··· STORED DATA ···

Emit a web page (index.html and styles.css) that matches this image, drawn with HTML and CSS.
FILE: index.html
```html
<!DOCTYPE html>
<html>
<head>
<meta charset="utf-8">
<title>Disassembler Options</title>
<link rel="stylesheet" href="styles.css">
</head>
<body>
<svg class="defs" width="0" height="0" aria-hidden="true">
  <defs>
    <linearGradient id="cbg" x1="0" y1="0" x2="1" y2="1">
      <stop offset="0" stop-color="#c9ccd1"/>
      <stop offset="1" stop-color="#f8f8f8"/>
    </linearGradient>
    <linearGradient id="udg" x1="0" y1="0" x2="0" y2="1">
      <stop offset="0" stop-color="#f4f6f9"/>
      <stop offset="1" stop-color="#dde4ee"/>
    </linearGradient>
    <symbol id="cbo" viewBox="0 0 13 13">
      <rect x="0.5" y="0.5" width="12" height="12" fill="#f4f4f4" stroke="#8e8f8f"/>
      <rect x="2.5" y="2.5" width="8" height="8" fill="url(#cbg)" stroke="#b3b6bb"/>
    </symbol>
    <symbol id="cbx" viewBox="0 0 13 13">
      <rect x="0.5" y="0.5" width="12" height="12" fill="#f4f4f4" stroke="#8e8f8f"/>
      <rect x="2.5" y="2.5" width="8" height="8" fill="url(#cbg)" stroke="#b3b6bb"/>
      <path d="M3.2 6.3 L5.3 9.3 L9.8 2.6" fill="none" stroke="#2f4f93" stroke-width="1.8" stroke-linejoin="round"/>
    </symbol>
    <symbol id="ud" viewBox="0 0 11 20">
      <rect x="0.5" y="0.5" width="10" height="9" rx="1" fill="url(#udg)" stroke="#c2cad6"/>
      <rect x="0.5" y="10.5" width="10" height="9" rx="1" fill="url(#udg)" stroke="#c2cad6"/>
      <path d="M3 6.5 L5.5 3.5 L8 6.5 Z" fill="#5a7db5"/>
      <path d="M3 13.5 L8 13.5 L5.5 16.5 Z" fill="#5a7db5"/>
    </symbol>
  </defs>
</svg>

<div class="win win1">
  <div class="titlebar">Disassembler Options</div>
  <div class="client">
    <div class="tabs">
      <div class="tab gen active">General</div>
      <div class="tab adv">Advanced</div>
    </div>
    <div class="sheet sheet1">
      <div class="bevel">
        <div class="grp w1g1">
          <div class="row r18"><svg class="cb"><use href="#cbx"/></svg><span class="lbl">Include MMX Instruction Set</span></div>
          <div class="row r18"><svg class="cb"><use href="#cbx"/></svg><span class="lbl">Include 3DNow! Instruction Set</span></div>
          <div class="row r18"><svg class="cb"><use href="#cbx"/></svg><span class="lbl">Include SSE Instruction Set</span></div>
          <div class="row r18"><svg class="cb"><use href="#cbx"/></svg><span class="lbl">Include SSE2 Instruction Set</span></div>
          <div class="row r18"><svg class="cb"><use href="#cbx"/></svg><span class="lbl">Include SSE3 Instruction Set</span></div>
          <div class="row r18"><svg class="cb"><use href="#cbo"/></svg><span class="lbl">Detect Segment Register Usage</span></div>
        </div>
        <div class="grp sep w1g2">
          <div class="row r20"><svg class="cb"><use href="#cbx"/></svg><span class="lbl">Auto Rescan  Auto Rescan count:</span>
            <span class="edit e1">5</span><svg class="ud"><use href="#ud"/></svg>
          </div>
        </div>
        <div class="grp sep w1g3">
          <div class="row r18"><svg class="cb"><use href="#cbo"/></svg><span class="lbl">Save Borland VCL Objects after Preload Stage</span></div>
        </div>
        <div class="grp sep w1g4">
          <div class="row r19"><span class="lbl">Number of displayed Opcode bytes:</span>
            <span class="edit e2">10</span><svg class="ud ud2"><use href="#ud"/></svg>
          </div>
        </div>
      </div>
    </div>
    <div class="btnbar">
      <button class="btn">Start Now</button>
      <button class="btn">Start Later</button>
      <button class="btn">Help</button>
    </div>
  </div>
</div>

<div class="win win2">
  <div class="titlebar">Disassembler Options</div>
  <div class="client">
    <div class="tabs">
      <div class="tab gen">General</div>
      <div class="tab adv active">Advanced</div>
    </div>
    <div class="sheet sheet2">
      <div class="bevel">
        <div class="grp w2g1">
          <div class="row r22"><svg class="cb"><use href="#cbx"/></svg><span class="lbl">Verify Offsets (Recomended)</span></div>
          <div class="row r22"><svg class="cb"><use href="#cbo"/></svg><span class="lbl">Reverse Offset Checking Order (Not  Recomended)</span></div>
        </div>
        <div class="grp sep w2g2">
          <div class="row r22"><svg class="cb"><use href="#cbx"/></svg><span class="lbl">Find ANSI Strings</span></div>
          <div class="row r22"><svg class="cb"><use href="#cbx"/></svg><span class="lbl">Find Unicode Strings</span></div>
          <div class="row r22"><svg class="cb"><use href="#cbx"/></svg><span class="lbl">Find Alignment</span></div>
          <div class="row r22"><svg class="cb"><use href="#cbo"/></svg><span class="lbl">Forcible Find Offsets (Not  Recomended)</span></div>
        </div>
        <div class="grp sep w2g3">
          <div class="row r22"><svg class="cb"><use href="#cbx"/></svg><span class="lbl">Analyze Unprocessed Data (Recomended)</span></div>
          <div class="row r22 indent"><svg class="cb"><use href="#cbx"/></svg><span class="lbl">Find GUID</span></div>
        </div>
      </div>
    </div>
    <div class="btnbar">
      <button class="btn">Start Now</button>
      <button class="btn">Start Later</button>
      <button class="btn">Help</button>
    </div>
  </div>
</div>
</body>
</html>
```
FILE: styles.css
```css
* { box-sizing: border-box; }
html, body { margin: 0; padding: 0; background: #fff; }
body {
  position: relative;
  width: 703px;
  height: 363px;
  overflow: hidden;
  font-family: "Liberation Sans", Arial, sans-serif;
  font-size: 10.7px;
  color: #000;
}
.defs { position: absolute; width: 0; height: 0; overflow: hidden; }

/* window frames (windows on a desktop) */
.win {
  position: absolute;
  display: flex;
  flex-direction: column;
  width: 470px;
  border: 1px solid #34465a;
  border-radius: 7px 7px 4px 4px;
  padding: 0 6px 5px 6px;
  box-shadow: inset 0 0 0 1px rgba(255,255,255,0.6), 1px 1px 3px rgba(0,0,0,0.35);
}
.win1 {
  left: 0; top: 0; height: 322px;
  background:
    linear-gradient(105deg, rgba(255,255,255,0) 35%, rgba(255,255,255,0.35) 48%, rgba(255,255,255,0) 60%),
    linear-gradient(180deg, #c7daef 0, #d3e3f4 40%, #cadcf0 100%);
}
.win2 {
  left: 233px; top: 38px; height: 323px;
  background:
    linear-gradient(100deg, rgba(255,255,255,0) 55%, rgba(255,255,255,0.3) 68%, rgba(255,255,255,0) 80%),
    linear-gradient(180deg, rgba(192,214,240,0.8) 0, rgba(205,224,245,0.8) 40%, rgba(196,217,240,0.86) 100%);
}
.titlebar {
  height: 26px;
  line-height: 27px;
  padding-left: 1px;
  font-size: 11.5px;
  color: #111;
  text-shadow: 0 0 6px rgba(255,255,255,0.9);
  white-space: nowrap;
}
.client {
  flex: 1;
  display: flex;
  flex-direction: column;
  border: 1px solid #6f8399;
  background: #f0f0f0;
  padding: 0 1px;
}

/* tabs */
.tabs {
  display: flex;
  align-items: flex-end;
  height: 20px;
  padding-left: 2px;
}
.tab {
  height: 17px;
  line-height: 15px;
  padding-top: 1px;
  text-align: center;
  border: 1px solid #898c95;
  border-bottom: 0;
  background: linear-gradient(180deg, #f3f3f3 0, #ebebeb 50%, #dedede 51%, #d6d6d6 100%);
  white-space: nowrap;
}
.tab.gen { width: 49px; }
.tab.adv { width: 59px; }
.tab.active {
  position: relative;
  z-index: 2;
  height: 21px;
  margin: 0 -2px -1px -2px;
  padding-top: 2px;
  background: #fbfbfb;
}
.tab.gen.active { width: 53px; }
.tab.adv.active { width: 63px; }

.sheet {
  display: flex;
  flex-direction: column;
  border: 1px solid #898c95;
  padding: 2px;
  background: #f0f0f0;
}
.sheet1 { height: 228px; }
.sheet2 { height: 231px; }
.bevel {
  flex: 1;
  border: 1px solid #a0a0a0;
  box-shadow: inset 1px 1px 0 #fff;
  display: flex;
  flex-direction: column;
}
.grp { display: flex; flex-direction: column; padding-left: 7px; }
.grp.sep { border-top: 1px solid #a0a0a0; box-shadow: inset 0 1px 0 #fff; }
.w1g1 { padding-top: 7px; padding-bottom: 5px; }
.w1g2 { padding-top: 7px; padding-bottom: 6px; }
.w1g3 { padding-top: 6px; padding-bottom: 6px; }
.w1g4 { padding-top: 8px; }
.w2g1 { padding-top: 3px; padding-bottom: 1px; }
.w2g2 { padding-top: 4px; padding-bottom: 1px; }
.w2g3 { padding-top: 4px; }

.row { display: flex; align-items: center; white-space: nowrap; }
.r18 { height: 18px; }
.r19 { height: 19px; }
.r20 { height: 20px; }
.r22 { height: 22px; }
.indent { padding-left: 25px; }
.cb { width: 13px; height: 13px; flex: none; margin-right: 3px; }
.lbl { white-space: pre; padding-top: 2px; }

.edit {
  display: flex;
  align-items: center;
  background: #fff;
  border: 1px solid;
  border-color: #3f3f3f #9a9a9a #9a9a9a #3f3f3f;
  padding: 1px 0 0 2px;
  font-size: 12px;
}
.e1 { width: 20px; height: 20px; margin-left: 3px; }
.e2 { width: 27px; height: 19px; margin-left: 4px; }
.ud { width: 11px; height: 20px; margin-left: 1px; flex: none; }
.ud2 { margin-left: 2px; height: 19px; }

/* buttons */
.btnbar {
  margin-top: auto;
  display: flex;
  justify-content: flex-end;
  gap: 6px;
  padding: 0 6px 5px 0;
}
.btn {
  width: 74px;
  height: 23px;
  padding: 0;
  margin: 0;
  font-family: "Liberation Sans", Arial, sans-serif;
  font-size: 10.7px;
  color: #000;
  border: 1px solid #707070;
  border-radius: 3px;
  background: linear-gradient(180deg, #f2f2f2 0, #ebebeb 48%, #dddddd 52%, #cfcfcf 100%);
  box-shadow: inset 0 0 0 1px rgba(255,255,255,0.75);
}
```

···

WORK INSTRUCTIONS: From the data above, pick out each line containing "index" and copy it.

TASK OUTPUT:
Emit a web page (index.html and styles.css) that matches this image, drawn with HTML and CSS.
FILE: index.html
  z-index: 2;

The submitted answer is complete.